But, of course, such a man would have to have a vast
knowledge of affairs. He would have to know,
for instance, how one buys string. In the ordinary
way one doesn’t buy string; it comes to you,
and you take it off and send it back again. But
the occasion may arise when you want lots and lots
of it. Then it is necessary to look for a string
shop. A friend of mine spent the whole of one
afternoon trying to buy a ball of string. He
wandered from one ironmonger to the other (he had
a fixed idea that an ironmonger was the man), and finally,
in despair, went into a large furnishing shop, noted
for its “artistic suites.” He was
very humble by this time, and his petition that they
should sell him some string because he was an old
customer of theirs was unfortunately worded.
As far as I know he is still stringless, just as I
am still waiting for somebody to do something about
the cistern.
Christmas Games
The shops are putting on their Christmas dress.
The cotton-wool, that time-hallowed substitute for
snow, is creeping into the plate-glass windows; the
pink lace collars are encircling again the cakes; and
the “charming wedding or birthday present”

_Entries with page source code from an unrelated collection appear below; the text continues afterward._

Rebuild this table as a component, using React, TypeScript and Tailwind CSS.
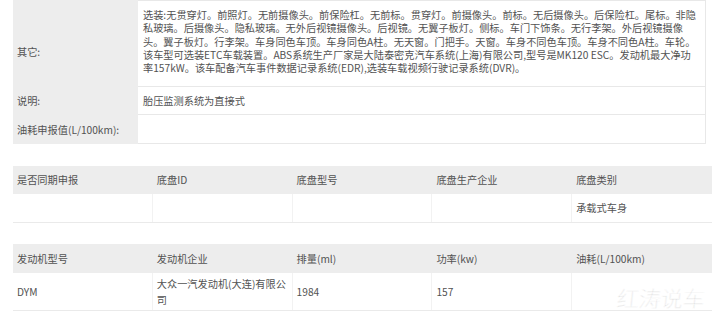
const otherLines = [
  "选装:无贯穿灯。前照灯。无前摄像头。前保险杠。无前标。贯穿灯。前摄像头。前标。无后摄像头。后保险杠。尾标。非隐",
  "私玻璃。后摄像头。隐私玻璃。无外后视镜摄像头。后视镜。无翼子板灯。侧标。车门下饰条。无行李架。外后视镜摄像",
  "头。翼子板灯。行李架。车身同色车顶。车身同色A柱。无天窗。门把手。天窗。车身不同色车顶。车身不同色A柱。车轮。",
  "该车型可选装ETC车载装置。ABS系统生产厂家是大陆泰密克汽车系统(上海)有限公司,型号是MK120 ESC。发动机最大净功",
  "率157kW。该车配备汽车事件数据记录系统(EDR),选装车载视频行驶记录系统(DVR)。",
];

const chassisHead = ["是否同期申报", "底盘ID", "底盘型号", "底盘生产企业", "底盘类别"];
const chassisRow = ["", "", "", "", "承载式车身"];
const engineHead = ["发动机型号", "发动机企业", "排量(ml)", "功率(kw)", "油耗(L/100km)"];

export default function App() {
  return (
    <div
      className="relative w-[719px] h-[326px] overflow-hidden bg-white text-[10.2px] text-[#525252]"
      style={{ fontFamily: '"Noto Sans CJK SC", "Noto Sans", sans-serif' }}
    >
      {/* vehicle info block */}
      <div className="ml-[13px] w-[693px] flex flex-col">
        <div className="flex h-[87px]">
          <div className="w-[125px] bg-[#ededed] pl-[4px] pt-[45px] leading-[13px]">其它:</div>
          <div className="flex-1 border-t border-r border-b border-[#e8e8e8] pl-[5px] pt-[7px] leading-[13.3px] whitespace-nowrap">
            <p>
              {otherLines.map((l, i) => (
                <span key={i}>
                  {l}
                  {i < otherLines.length - 1 && <br />}
                </span>
              ))}
            </p>
          </div>
        </div>
        <div className="flex h-[28px]">
          <div className="w-[125px] bg-[#ededed] pl-[4px] flex items-center">说明:</div>
          <div className="flex-1 border-r border-b border-[#e8e8e8] pl-[5px] flex items-center">
            胎压监测系统为直接式
          </div>
        </div>
        <div className="flex h-[29px]">
          <div className="w-[125px] bg-[#ededed] pl-[4px] flex items-center">油耗申报值(L/100km):</div>
          <div className="flex-1 border-r border-b border-[#e8e8e8]" />
        </div>
      </div>

      {/* chassis table */}
      <div className="ml-[13px] mt-[22px] w-[699px]">
        <div className="grid grid-cols-5 h-[28px] bg-[#ededed]">
          {chassisHead.map((h) => (
            <div key={h} className="pl-[4px] flex items-center">{h}</div>
          ))}
        </div>
        <div className="grid grid-cols-5 h-[29px] border-b border-[#eaeaea]">
          {chassisRow.map((c, i) => (
            <div key={i} className="pl-[4px] flex items-center border-r border-[#f2f2f2] last:border-r-0">{c}</div>
          ))}
        </div>
      </div>

      {/* engine table */}
      <div className="ml-[13px] mt-[21px] w-[699px]">
        <div className="grid grid-cols-5 h-[29px] bg-[#ededed]">
          {engineHead.map((h) => (
            <div key={h} className="pl-[4px] flex items-center">{h}</div>
          ))}
        </div>
        <div className="grid grid-cols-5 h-[38px] border-b border-[#eaeaea]">
          <div className="pl-[4px] flex items-center border-r border-[#f2f2f2]">DYM</div>
          <div className="pl-[4px] flex items-center border-r border-[#f2f2f2] leading-[16px] whitespace-nowrap">
            <span>
              大众一汽发动机(大连)有限公
              <br />司
            </span>
          </div>
          <div className="pl-[4px] flex items-center border-r border-[#f2f2f2]">1984</div>
          <div className="pl-[4px] flex items-center border-r border-[#f2f2f2]">157</div>
          <div className="pl-[4px] flex items-center" />
        </div>
      </div>

      {/* watermark */}
      <div
        className="absolute left-[617px] top-[283px] text-[22px] leading-[28px] font-light text-[#d8d8d8] -skew-x-6"
        style={{ WebkitTextStroke: "0.6px #ffffff" }}
      >
        红涛说车
      </div>
    </div>
  );
}
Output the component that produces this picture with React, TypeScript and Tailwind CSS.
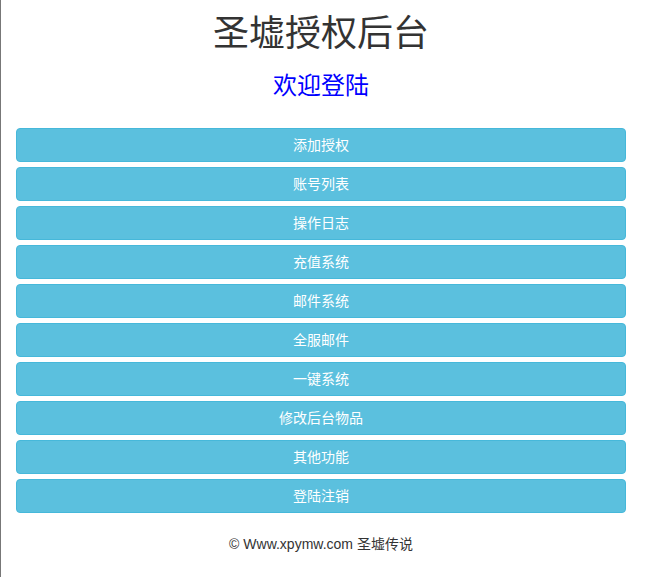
const menu = [
  "添加授权",
  "账号列表",
  "操作日志",
  "充值系统",
  "邮件系统",
  "全服邮件",
  "一键系统",
  "修改后台物品",
  "其他功能",
  "登陆注销",
];

const font = "font-['Liberation_Sans','Noto_Sans_CJK_SC',sans-serif]";

export default function App() {
  return (
    <div className={`w-[641px] min-h-[577px] border-l border-[#777] bg-white px-[15px] ${font}`}>
      <h1 className="pt-[14px] text-center text-[36px] leading-[1.1] text-[#333]">圣墟授权后台</h1>
      <h3 className="mt-[19px] text-center text-[24px] leading-[1.1] text-[#0000ff]">欢迎登陆</h3>

      <div className="mt-[29px] flex flex-col gap-[5px]">
        {menu.map((item) => (
          <a
            key={item}
            href="#"
            className="block h-[34px] rounded-[4px] border border-[#46b8da] bg-[#5bc0de] text-center text-[14px] leading-[32px] text-white"
          >
            {item}
          </a>
        ))}
      </div>

      <p className="mt-[21px] text-center text-[14px] leading-[20px] text-[#333]">© Www.xpymw.com 圣墟传说</p>
    </div>
  );
}
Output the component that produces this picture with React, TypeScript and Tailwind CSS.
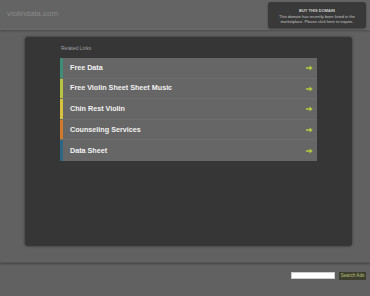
const links = [
  { label: "Free Data", bar: "bg-[#3f8c78]" },
  { label: "Free Violin Sheet Sheet Music", bar: "bg-[#b9c540]" },
  { label: "Chin Rest Violin", bar: "bg-[#d6c23c]" },
  { label: "Counseling Services", bar: "bg-[#d07a2c]" },
  { label: "Data Sheet", bar: "bg-[#2e6684]" },
];

function Arrow() {
  return (
    <svg width="7" height="6" viewBox="0 0 7 6" className="shrink-0">
      <path d="M0 2.2h3.6V0.4L6.6 3 3.6 5.6V3.8H0z" fill="#b4cf3c" />
    </svg>
  );
}

export default function App() {
  return (
    <div
      className="w-[370px] h-[296px] bg-[#616161] flex flex-col overflow-hidden"
      style={{ fontFamily: '"Liberation Sans", Arial, sans-serif' }}
    >
      {/* header */}
      <div className="h-[30px] flex items-start justify-between bg-[#646464] border-b border-[#6c6c6c] shadow-[0_1px_2px_rgba(0,0,0,0.25)]">
        <div className="pl-[7px] pt-[8px] text-[8px] text-[#8a8a8a]">violindata.com</div>
        <div className="mt-[2px] mr-[4px] w-[98px] h-[26px] rounded-[3px] bg-[#393939] shadow-[0_1px_2px_rgba(0,0,0,0.4)] flex flex-col items-center pt-[6px] text-[#d0d0d0] leading-[5px]">
          <div className="text-[4px] font-bold">BUY THIS DOMAIN</div>
          <div className="text-[4px] mt-[1px] leading-[5px] text-center text-[#c4c4c4]">
            This domain has recently been listed in the
            <br />
            marketplace. Please click here to inquire.
          </div>
        </div>
      </div>

      {/* main */}
      <div className="h-[233px] pt-[7px] pl-[25px] pr-[18px] flex flex-col border-b border-[#555] shadow-[0_1px_2px_rgba(0,0,0,0.3)]">
        <div className="h-[209px] rounded-[3px] bg-[#363636] shadow-[0_0_3px_rgba(0,0,0,0.5)] pl-[35px] pr-[35px] pt-[8px]">
          <div className="text-[5px] text-[#a0a0a0] pl-[1px] h-[13px]">Related Links</div>
          <div className="flex flex-col">
            {links.map((l) => (
              <div
                key={l.label}
                className="h-[20.6px] flex items-stretch bg-[#666666] border-b border-[#6e6e6e] last:border-b-0"
              >
                <div className={`w-[3px] ${l.bar}`} />
                <div className="flex-1 flex items-center justify-between pl-[7px] pr-[4px] pt-[1px]">
                  <span className="text-[7.2px] font-bold text-[#f2f2f2]">{l.label}</span>
                  <Arrow />
                </div>
              </div>
            ))}
          </div>
        </div>
      </div>

      {/* footer */}
      <div className="flex justify-end items-start pt-[9px] pr-[4px] gap-[4px]">
        <div className="w-[44px] h-[7px] bg-white border border-[#ccc]" />
        <div className="w-[27px] h-[8px] bg-[#3d3e2e] text-[4.6px] leading-[8px] text-center text-[#b6c07a]">Search Ads</div>
      </div>
    </div>
  );
}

of a week ago renews its youth as a “suitable
Yuletide gift.” Everything calls to us to
get our Christmas shopping done early this year, but,
as usual, we shall put it off until the latest possible
day, and in that last mad rush we shall get Aunt Emily
the wrong pair of mittens and overlook poor Uncle
John altogether.
Before I begin my own shopping I am waiting for an
announcement in the papers. All that my paper
has told me is that the Christmas toy bazaars of the
big stores are now open. I have not yet seen that
list and description of the new games of the season
for which I wait so eagerly. It is possible that
this year will produce the masterpiece—the
game which possesses in the highest degree all the
qualities of the ideal Christmas game. The unfortunate
thing is that, even if such a game were to appear
in this year’s catalogue, we should have lost
it by next year; for the National Sporting Club (or
whoever arranges these things) has always been convinced
that “novelty” is the one quality required
at Christmas, the hall-mark of excellence which no
Christmas shopper can resist. If a game is novel,
it is enough. To the manager of a toy department
the continued vogue of cricket must be very bewildering.
Let us consider the ideal Christmas game. In
the first place, it must be a round game; that is
to say, at least six people must be able to play it
simultaneously. No game for two only is permissible
at Christmas—unless, of course, it be under
the mistletoe. Secondly, it must be a game into
which skill does not enter, or, if it does, it must
be a skill which is as likely to be shown by a child
of eight or an old gentleman of eighty as by a ’Varsity
blue. Such skill, for instance, as manifests
itself at Tiddleywinks, that noble game. Yet,
even so, Tiddleywinks is too skilful a pursuit.
One cannot say what it is that makes a good Tiddleywinker,
whether eye or wrist or supple finger-work, but it
is obvious that one who is “winking” badly
must be depressed by the thought that he is appearing
stupid and clumsy to his neighbours, and that this
feeling is not conducive to that happiness which his
many Christmas cards have called down upon him.